The PPK is a trim and versatile deep concealment arm.
Available in .22LR, .25CP, .32ACP, .380ACP, and 9x19mm Ultra, the PP guns are indeed concealable though not terribly effective. Their diminutive chamberings don’t carry a great deal of downrange thump. The .380ACP versions also sport surprisingly snappy recoil.
The Smith and Wesson Model 36 Chief’s Special first entered service in 1950. A J-frame revolver, this five-shot concealable pistol was an evolutionary development of the sundry wartime S&W wheelguns.
An aluminum-framed version came out in 1951 as the Airweight Model 37. Those early Airweights had aluminum cylinders, but problems with these components led to the later substitution of steel.

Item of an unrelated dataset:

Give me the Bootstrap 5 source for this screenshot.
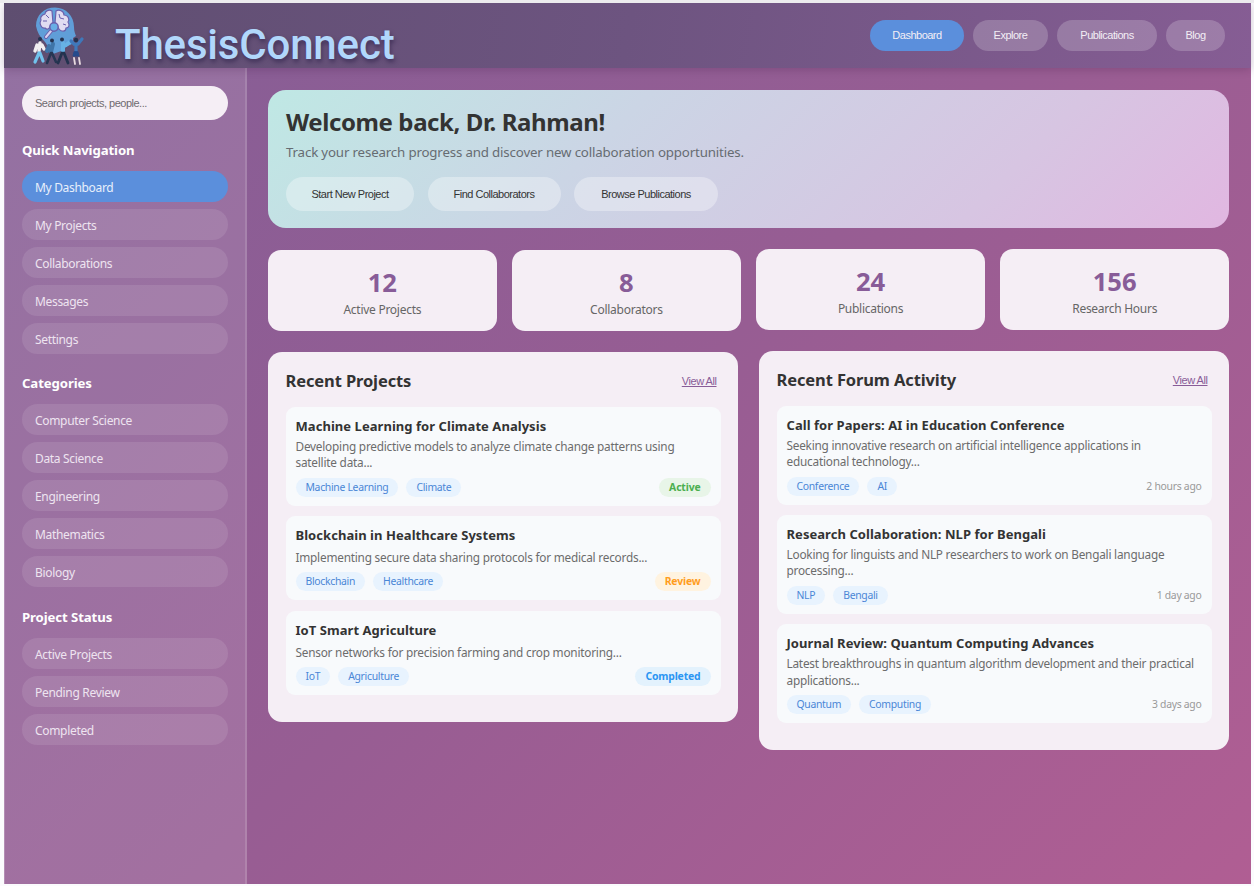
<!DOCTYPE html>
<html lang="en">
<head>
<meta charset="utf-8">
<title>ThesisConnect</title>
<link href="https://cdn.jsdelivr.net/npm/bootstrap@5.3.0/dist/css/bootstrap.min.css" rel="stylesheet">
<style>
html,body{height:886px;overflow:hidden}
body{background:#fbfbfd;border-top:3px solid #ecebee;padding:0 3px 2px 4px;font-family:"Noto Sans","Open Sans",sans-serif;color:#333;font-size:12px}
.app-shell{height:881px;background:linear-gradient(135deg,#845e96 0%,#975d93 50%,#b05e93 100%)}
.topbar{height:65px;flex:none;background:linear-gradient(100deg,#5e4e70,#6d5480 50%,#865d94);box-shadow:0 2px 8px rgba(60,20,60,.22);padding:0 26px 0 27px;position:relative}
.logo-art{margin-top:3px}
.brand-name{font:500 42px/50px Roboto,sans-serif;color:#b1d7fb;text-shadow:1px 3px 4px rgba(30,20,60,.5);letter-spacing:-.18px;margin:17px 0 0 29px}
.top-links{gap:9px;margin-top:16.5px}
.btn-pill{font-family:"Liberation Sans",Arial,sans-serif;border:0;border-radius:50rem;padding:0;height:31px;font-size:11px;line-height:31px;color:#f3eef5;background:rgba(255,255,255,.2);text-align:center;letter-spacing:-.5px}
.btn-pill.active{background:#5b8fdc}
.side{width:243px;flex:none;background:rgba(255,255,255,.12);border-left:1px solid rgba(255,255,255,.2);border-right:2px solid rgba(255,255,255,.13);padding:18px 17px 0}
.search-box{height:34px;border:0;border-radius:17px;background:#f5eef5;padding:0 13px;margin-bottom:20px;font:11px "Liberation Sans",Arial,sans-serif;letter-spacing:-.5px}
.search-box::placeholder{color:#6f6b70;opacity:1}
.side h6{font-size:13.2px;font-weight:700;line-height:20px;color:#fff;margin:0 0 11px;letter-spacing:-.1px}
.side-link{height:31px;line-height:33px;border-radius:16px;background:rgba(255,255,255,.1);color:#eee4f0;padding-left:13px;margin-bottom:7px;font-size:12px;letter-spacing:-.32px;display:block;text-decoration:none}
.side-link.active{background:#5b8fdc;color:#e8effb}
.side-group{margin-bottom:19.3px}
.content{padding:22px 22px 0 21px;min-width:0}
.hero{height:138px;border-radius:18px;background:linear-gradient(135deg,#bfe8e4 0%,#cbd5e5 35%,#d7c5e2 75%,#e1b7e1 100%);padding:16px 18px}
.hero h1{font-size:24px;font-weight:700;line-height:31px;margin:0;letter-spacing:-.4px}
.hero p{font-size:13.3px;line-height:20px;color:#666c72;margin:5px 0 15px;letter-spacing:-.165px}
.hero .btn-pill{height:34px;line-height:35px;background:rgba(255,255,255,.33);color:#333}
.hero-actions{gap:13.5px}
.stats-row{gap:15.5px;margin-top:22px}
.stat{height:81px;border-radius:13px;background:#f5eef5;text-align:center;padding-top:16px}
.stat b{display:block;font-size:25.6px;line-height:34px;color:#885c98}
.stat span{font-size:12px;line-height:20px;color:#666;display:block;letter-spacing:-.27px}
.raised{margin-top:-1px}
.panels-row{gap:21px;margin-top:21px}
.panel{flex:1 1 0;min-width:0;border-radius:14px;background:#f5eef5;padding:17px 17.5px 16.5px}
.panel-head{margin-bottom:14px}
.panel h2{font-size:16.5px;font-weight:700;line-height:24px;margin:0;letter-spacing:-.12px}
.view-all{font:11px/18px "Liberation Sans",Arial,sans-serif;letter-spacing:-.45px;color:#885c98;padding-right:4px}
.entry{background:#f8fafc;border-radius:9px;padding:9px 10px;margin-bottom:10.6px}
.entry h3{font-size:13px;font-weight:700;line-height:20px;margin:0 0 2px;white-space:nowrap;letter-spacing:.05px}
.entry p{font-size:11.8px;line-height:16.3px;color:#6c6c6c;margin:0 0 7px;white-space:nowrap;letter-spacing:-.22px}
.entry.one p{margin:4px 0 7px}
.chip{font-size:10.4px;line-height:19px;height:19px;border-radius:10px;padding:0 10px;background:#e8f3fe;color:#4a86d6;margin-right:8px;display:inline-block;letter-spacing:-.3px}
.state{font-size:10.4px;line-height:19px;height:19px;border-radius:10px;padding:0 10px;font-weight:700;letter-spacing:-.15px}
.state.running{background:#e8f5e8;color:#4caf50}
.state.review{background:#fff3e0;color:#ff9d1e}
.state.done{background:#e3f2fd;color:#2b96f3}
.ago{font-size:10.4px;color:#999;line-height:19px;letter-spacing:-.28px}
.w59{width:59px}.w75{width:75px}.w94{width:94px}.w-pub{width:100px}.w128{width:128px}.w133{width:133px}.w144{width:144px}
</style>
</head>
<body>
<div class="app-shell d-flex flex-column">
<header class="topbar d-flex align-items-start">
<svg class="logo-art" width="55" height="60" viewBox="0 0 55 60">
<path d="M5 20C5 9 13 1.500 24 1.500S43 10 43 21c0 4 1 6 2 9l-3 2v5c-3 3-7 2-9 7l-11 4c-5-2-4-7-8-12-5-5-8-10-9-16z" fill="#609ed8"/>
<path d="M21 5c-3-2-7 0-7 3-4 1-5 4-4 6-2 3 0 9 4 8 2 2 4 1 5-1l3-4zM25 5c3-2 8 0 8 4 4 0 6 4 4 7 2 3 1 6-2 6 0 4-5 4-7 1l-4-6z" fill="#e0dcf1" stroke="#6b61ad" stroke-width="1.200"/>
<path d="M15 9l3 3M12 15h4M28 8l1 4 4 1M32 18l3 1" fill="none" stroke="#6b61ad" stroke-width="1"/>
<path d="M20 25l-5 6" stroke="#6b61ad" stroke-width="4" stroke-linecap="round"/>
<path d="M20 25l-5 6" stroke="#d8d2ef" stroke-width="2" stroke-linecap="round"/>
<circle cx="23" cy="21" r="4.200" fill="#69aee5" stroke="#6b61ad" stroke-width="1.500"/>
<g stroke-linecap="round" fill="none">
<path d="M9 37l-1 8M6 39l-2 6M11 39l2 4" stroke="#f1eef0" stroke-width="3.400"/>
<path d="M8 47l-4 9M9 47l3 8" stroke="#71c2ec" stroke-width="3.200"/>
<path d="M22 38l-2 8M18 40l-2 5" stroke="#3f74a8" stroke-width="4"/>
<path d="M20 47l-4 10M21 47l4 9" stroke="#263653" stroke-width="2.600"/>
<path d="M32 37v9M35 39l4-3" stroke="#67b1e4" stroke-width="4"/>
<path d="M31 47l-4 10M33 47l4 10" stroke="#23334f" stroke-width="2.800"/>
<path d="M45 38v7M47 38l4-5M43 38l-3-3" stroke="#3f78ba" stroke-width="3.200"/>
<path d="M43 46l-1 4h6l-1-4z" fill="#274b8c" stroke="#274b8c"/>
<path d="M43 52l1 6M48 52l1 6" stroke="#e8dbe0" stroke-width="1.800"/>
</g>
<g fill="#25324f"><circle cx="9" cy="33" r="2"/><circle cx="21" cy="34.500" r="2"/><circle cx="31" cy="33.500" r="2"/><circle cx="45" cy="34" r="2.200"/></g>
</svg>
<div class="brand-name">ThesisConnect</div>
<nav class="top-links d-flex ms-auto">
<button class="btn-pill active w94">Dashboard</button>
<button class="btn-pill w75">Explore</button>
<button class="btn-pill w-pub">Publications</button>
<button class="btn-pill w59">Blog</button>
</nav>
</header>
<div class="d-flex flex-grow-1">
<aside class="side">
<input class="search-box w-100 d-block" placeholder="Search projects, people...">
<div class="side-group"><h6>Quick Navigation</h6>
<a class="side-link active">My Dashboard</a><a class="side-link">My Projects</a><a class="side-link">Collaborations</a><a class="side-link">Messages</a><a class="side-link">Settings</a></div>
<div class="side-group"><h6>Categories</h6>
<a class="side-link">Computer Science</a><a class="side-link">Data Science</a><a class="side-link">Engineering</a><a class="side-link">Mathematics</a><a class="side-link">Biology</a></div>
<div class="side-group"><h6>Project Status</h6>
<a class="side-link">Active Projects</a><a class="side-link">Pending Review</a><a class="side-link">Completed</a></div>
</aside>
<main class="content flex-grow-1">
<section class="hero">
<h1>Welcome back, Dr. Rahman!</h1>
<p>Track your research progress and discover new collaboration opportunities.</p>
<div class="hero-actions d-flex">
<button class="btn-pill w128">Start New Project</button>
<button class="btn-pill w133">Find Collaborators</button>
<button class="btn-pill w144">Browse Publications</button>
</div>
</section>
<section class="stats-row d-flex">
<div class="stat flex-fill w-25"><b>12</b><span>Active Projects</span></div>
<div class="stat flex-fill w-25"><b>8</b><span>Collaborators</span></div>
<div class="stat raised flex-fill w-25"><b>24</b><span>Publications</span></div>
<div class="stat raised flex-fill w-25"><b>156</b><span>Research Hours</span></div>
</section>
<section class="panels-row d-flex align-items-start">
<div class="panel">
<div class="panel-head d-flex justify-content-between align-items-center"><h2>Recent Projects</h2><a class="view-all" href="#">View All</a></div>
<div class="entry"><h3>Machine Learning for Climate Analysis</h3><p>Developing predictive models to analyze climate change patterns using<br>satellite data...</p>
<div class="d-flex"><span class="chip">Machine Learning</span><span class="chip">Climate</span><span class="state running ms-auto">Active</span></div></div>
<div class="entry one"><h3>Blockchain in Healthcare Systems</h3><p>Implementing secure data sharing protocols for medical records...</p>
<div class="d-flex"><span class="chip">Blockchain</span><span class="chip">Healthcare</span><span class="state review ms-auto">Review</span></div></div>
<div class="entry one"><h3>IoT Smart Agriculture</h3><p>Sensor networks for precision farming and crop monitoring...</p>
<div class="d-flex"><span class="chip">IoT</span><span class="chip">Agriculture</span><span class="state done ms-auto">Completed</span></div></div>
</div>
<div class="panel raised">
<div class="panel-head d-flex justify-content-between align-items-center"><h2>Recent Forum Activity</h2><a class="view-all" href="#">View All</a></div>
<div class="entry"><h3>Call for Papers: AI in Education Conference</h3><p>Seeking innovative research on artificial intelligence applications in<br>educational technology...</p>
<div class="d-flex"><span class="chip">Conference</span><span class="chip">AI</span><span class="ago ms-auto">2 hours ago</span></div></div>
<div class="entry"><h3>Research Collaboration: NLP for Bengali</h3><p>Looking for linguists and NLP researchers to work on Bengali language<br>processing...</p>
<div class="d-flex"><span class="chip">NLP</span><span class="chip">Bengali</span><span class="ago ms-auto">1 day ago</span></div></div>
<div class="entry"><h3>Journal Review: Quantum Computing Advances</h3><p>Latest breakthroughs in quantum algorithm development and their practical<br>applications...</p>
<div class="d-flex"><span class="chip">Quantum</span><span class="chip">Computing</span><span class="ago ms-auto">3 days ago</span></div></div>
</div>
</section>
</main>
</div>
</div>
<script src="https://cdn.jsdelivr.net/npm/bootstrap@5.3.0/dist/js/bootstrap.bundle.min.js"></script>
</body>
</html>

In 1989 Smith released a version targeted toward female shooters called the Ladysmith.
The Model 36 is a rugged and shooter-friendly concealment pistol that was widely distributed. The Chief’s Special remains in production today and still commands a healthy following. Serial number 337 went to J. Edgar Hoover and was engraved at the factory with his name.
South Korea’s President Park Chung-hee’s dictatorial rule spanned eighteen years. During that time South Korea experienced unprecedented prosperity. The fact that oppression to free speech and the press flourished at the same time is frequently overlooked in light of the country’s bountiful economic blessings.
Park’s oldest child, Park Geun-hye, was elected as South Korea’s first female President in 2013. She was subsequently impeached in 2016 on charges of influence peddling. The younger Park was convicted in 2018 and sentenced to 25 years in prison. She remains incarcerated in the Seoul Detention Center today. I suppose in that regard the nut doesn’t fall far from the tree.